Screenshot from Amazon patent application

But as customers are becoming accustomed to speedy, on-demand delivery and services, where packages are delivered within a few hours or the same day, fulfillment centers located far away from densely populated urban areas aren’t always convenient enough.

Amazon describes a tower that could blend into an urban landscape, where drones could dock from multiple ports located on its exterior. Like its fulfillment centers now, the drone tower patent application includes plans for robots that help human workers fill orders and ferry items around the building, but in this case the robots may be carrying drones as well, which need to be restocked, recharged or receive maintenance.

Screenshot from Amazon patent application

The towers could accept shipments from traditional trucks — or even boats if located close enough to a body of water, the application states.

One iteration of the fulfillment center may include a self-service area where customers can come in person to pick up their orders.

To make sure rogue drones don’t enter, Amazon describes landing platforms locked with doors that authenticate via a wireless communication system that the drone is allowed to enter.

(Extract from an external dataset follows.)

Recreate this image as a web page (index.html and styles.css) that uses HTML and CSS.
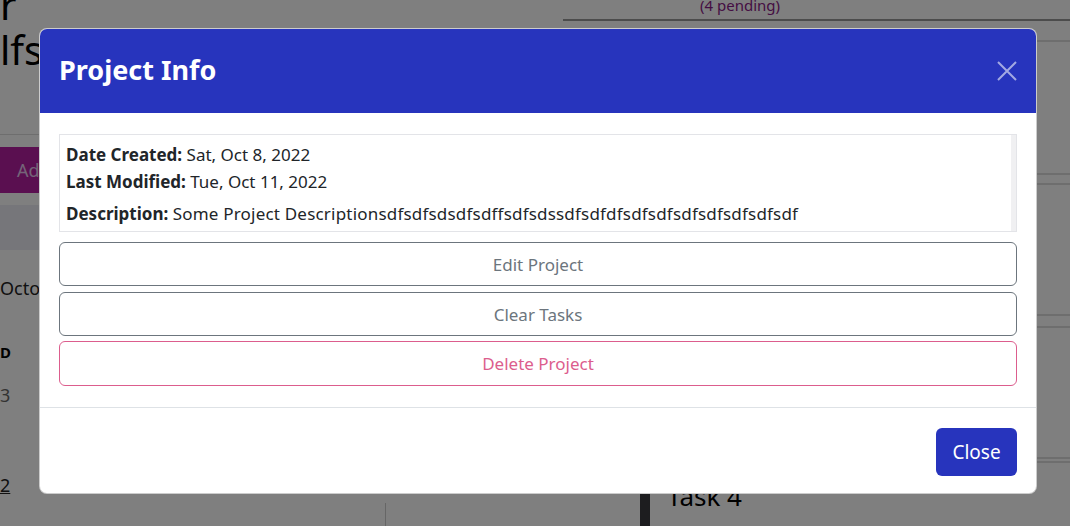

Just because Amazon has filed a patent, that doesn’t mean that the invention will ever come to fruition, but it does pull the curtain back to show how the online retailer is thinking about the integration of drones into its shipping process.

Screenshot from Amazon patent application

Amazon has been working on its drone project for years, but it wasn’t until last December that the company showed off footage of its first successful delivery completed entirely by a drone. That trial was in a small rural town in the Cambridge area of England. Then, at a March conference, Amazon completed its first public demonstration of a Prime Air drone delivery in the U.S.

While the beehive tower idea is certainly inventive, in the past year Amazon has shared a string of outlandish patent ideas for how the company might revolutionize the way it ships goods to customers and use drones.

Those ideas include a design for a floating warehouse parked 45,000 feet in the air for its drones to dock and collect packages to deliver to people on the ground below, as well as a pocket-sized voice-controlled drone that’s small enough to perch on someone’s shoulder.